La guerra retórica contra la pobreza

Como muchos otros, Mauricio Macri creía que sería relativamente fácil bajar la inflación y, con la economía estabilizada, ir acercándose a la “pobreza cero” que, decía, era su objetivo principal. Puesto que atribuía tanto la inflación como la miseria resultante a los errores cometidos por una larguísima serie de gobiernos populistas o débiles, suponía que una buena gestión y un “tsunami” de inversiones aportadas por empresarios mayormente extranjeros seducidos por la posibilidades brindadas por la Argentina le permitirían poner fin a más de medio siglo de decadencia.

Fracasó y no hay motivos para prever que la situación mejore mucho en los meses próximos. Puede que con lo del “déficit cero” logre frenar un poco la inflación antes de las elecciones de octubre, pero lo haría a costa de un aumento de la pobreza que, luego de reducirse en la fase inicial de su gestión, aumentó nuevamente al devaluarse abruptamente el peso y entrar la economía en una recesión dolorosa.

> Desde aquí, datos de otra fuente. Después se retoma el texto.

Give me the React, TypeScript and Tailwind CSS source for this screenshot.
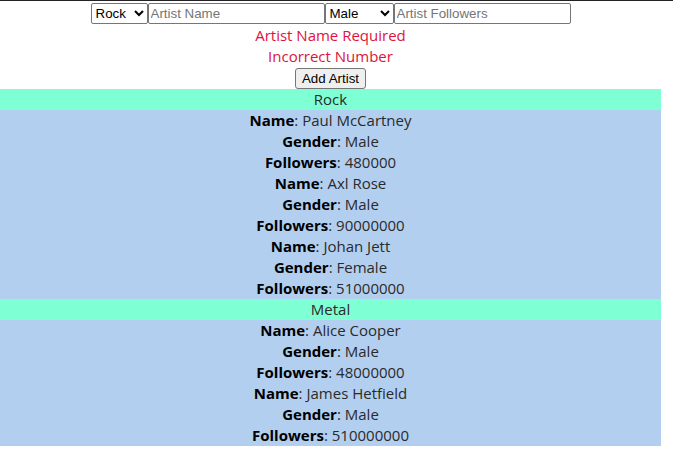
import { useState } from 'react';

type Artist = {
  name: string;
  gender: string;
  followers: number;
};

const GENRES: { genre: string; artists: Artist[] }[] = [
  {
    genre: 'Rock',
    artists: [
      { name: 'Paul McCartney', gender: 'Male', followers: 480000 },
      { name: 'Axl Rose', gender: 'Male', followers: 90000000 },
      { name: 'Johan Jett', gender: 'Female', followers: 51000000 },
    ],
  },
  {
    genre: 'Metal',
    artists: [
      { name: 'Alice Cooper', gender: 'Male', followers: 48000000 },
      { name: 'James Hetfield', gender: 'Male', followers: 510000000 },
    ],
  },
];

const controlFont = "font-['Liberation_Sans',Arial,sans-serif] text-[13.33px]";

function ArtistRow({ label, value }: { label: string; value: string | number }) {
  return (
    <div className="leading-[21px]">
      <b className="font-bold text-black">{label}</b>: {value}
    </div>
  );
}

function App() {
  const [genre, setGenre] = useState('Rock');
  const [gender, setGender] = useState('Male');
  const [name, setName] = useState('');
  const [followers, setFollowers] = useState('');

  return (
    <div className="min-h-[457px] w-[673px] border-t border-[#222] bg-white font-['Open_Sans','Noto_Sans',sans-serif] text-[15px] text-[#2a2a2a]">
      <div className="w-[661px] text-center">
        {/* 입력 폼 */}
        <div className="flex justify-center pt-[2px]">
          <select
            value={genre}
            onChange={e => setGenre(e.target.value)}
            className={`${controlFont} h-[21px] w-[57px] rounded-[2px] border border-[#767676] bg-white text-black`}
          >
            <option>Rock</option>
            <option>Metal</option>
          </select>
          <input
            value={name}
            onChange={e => setName(e.target.value)}
            placeholder="Artist Name"
            className={`${controlFont} h-[21px] w-[177px] rounded-[2px] border border-[#767676] bg-white px-[2px] text-black placeholder:text-[#757575]`}
          />
          <select
            value={gender}
            onChange={e => setGender(e.target.value)}
            className={`${controlFont} h-[21px] w-[69px] rounded-[2px] border border-[#767676] bg-white text-black`}
          >
            <option>Male</option>
            <option>Female</option>
          </select>
          <input
            value={followers}
            onChange={e => setFollowers(e.target.value)}
            placeholder="Artist Followers"
            className={`${controlFont} h-[21px] w-[177px] rounded-[2px] border border-[#767676] bg-white px-[2px] text-black placeholder:text-[#757575]`}
          />
        </div>

        {/* 에러 메시지 */}
        <div className="mt-[1px] text-[#dc143c]">
          <div className="leading-[21px]">Artist Name Required</div>
          <div className="leading-[21px]">Incorrect Number</div>
        </div>

        <button
          type="button"
          className={`${controlFont} mx-auto mt-[1px] block h-[21px] rounded-[3px] border border-[#767676] bg-[#efefef] px-[6px] leading-none text-black`}
        >
          Add Artist
        </button>

        {/* 장르별 아티스트 목록 */}
        <div className="mt-[0px]">
          {GENRES.map(group => (
            <div key={group.genre}>
              <div className="bg-[#7fffd4] leading-[21px]">{group.genre}</div>
              <div className="bg-[#b3cff0]">
                {group.artists.map(artist => (
                  <div key={artist.name}>
                    <ArtistRow label="Name" value={artist.name} />
                    <ArtistRow label="Gender" value={artist.gender} />
                    <ArtistRow label="Followers" value={artist.followers} />
                  </div>
                ))}
              </div>
            </div>
          ))}
        </div>
      </div>
    </div>
  );
}

export default App;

De todo modos, aun cuando, para sorpresa de los pesimistas, el gobierno macrista consiguiera ubicar la economía en una senda de crecimiento balanceado, pronto descubriría que para eliminar la pobreza extrema no bastaría con llenar las arcas públicas de dinero.

Si bien hasta nuevo aviso no habrá alternativas aceptables al asistencialismo, la experiencia tanto nacional como internacional enseña que los subsidios tienden a perpetuar un problema que es en cierta medida cultural.

Una sociedad en la que cada año los sindicatos docentes privan a millones de chicos de la escuela pública de muchos días de clase no libra una guerra contra la pobreza sino que pacta con ella.

Hace más de cincuenta años, el entonces presidente de Estados Unidos, L. B. Johnson, declaró “una guerra incondicional a la pobreza” y puso en marcha un programa ambicioso de ayudas sociales de todo tipo. Aunque la ofensiva produjo muchos beneficios para los sectores más carenciados, se estima que por lo menos cuarenta millones de norteamericanos todavía viven por debajo del umbral de pobreza.

¿A qué se debe la incapacidad evidente del país más rico del planeta para asegurar que todos sus habitantes disfruten de un estándar de vida digno? Como sucede en todas partes, algunos culpan a los “ricos” o al “capitalismo”, mientras que otros, cuya opinión sigue siendo mayoritaria, señalan que, por distintos motivos, muchos pobres son incapaces de desempeñarse en una economía moderna y se nieguen a esforzarse. Se trata de los equivalentes norteamericanos de nuestros “ni-ni”, aquellos jóvenes que ni estudian ni trabajan; según parece, hay al menos 750.000. Incorporarlos a la Argentina productiva no será del todo fácil.

Para hacerlo, Macri quiere que se multipliquen “empleos de calidad” que sirvan para tentarlos a probar suerte en el mundo del trabajo, pero sin educación pocos estarían en condiciones de desempeñarlos.

Para colmo, hoy en día el mercado laboral propende a hacerse cada vez más exigente. Muchos que poseen aptitudes que durante años les permitían ganar salarios adecuados se ven marginados a causa del progreso tecnológico o porque las empresas prefieren operar con una plantilla de personal mínima.

Los preocupados por los cambios que ya se han concretado o que, prevén, llegarán muy pronto, suelen coincidir en que todos tendríamos que prepararnos para enfrentarlos, pero en la Argentina actual es fantasioso soñar con la revolución educativa que tienen en mente.

Una sociedad en que todos los años los sindicatos docentes privan a millones de chicos que dependen de la escuela pública de muchos días de clase no está librando una guerra contra la pobreza sino que ha optado por pactar con ella, limitándose a aplicar medidas de contención social.

Pues bien, conforme a las estadísticas que se han difundido, en el transcurso de los últimos 40 años, China sí ha sacado de la pobreza extrema a más de 700 millones de personas. Lo hizo luego de abandonar del dogmatismo marxista de los días de Mao y adoptar políticas económicas liberales que facilitaron la expansión, pero a diferencia de la mayoría de los países los gobernantes chinos cuentan con una ventaja clave que comparten con sus homólogos del Japón y Corea del Sur: una cultura popular “confuciana” que privilegia el esfuerzo personal y hace de la educación un culto casi religioso.

Por fortuna, la Argentina posee muchas ventajas naturales -un campo muy productivo, Vaca Muerta y así por el estilo- que, en teoría por lo menos, deberían ayudarla a superar el bajón actual. Con todo, a menos que adquiera algo del espíritu “confuciano” que tanto ha contribuido al enriquecimiento de Asia oriental, continuará retrocediendo y depauperándose hasta que, después de un par de “crisis terminales” más, los indigentes constituyan la mayoría y la posibilidad de recuperar el terreno perdido sea nula.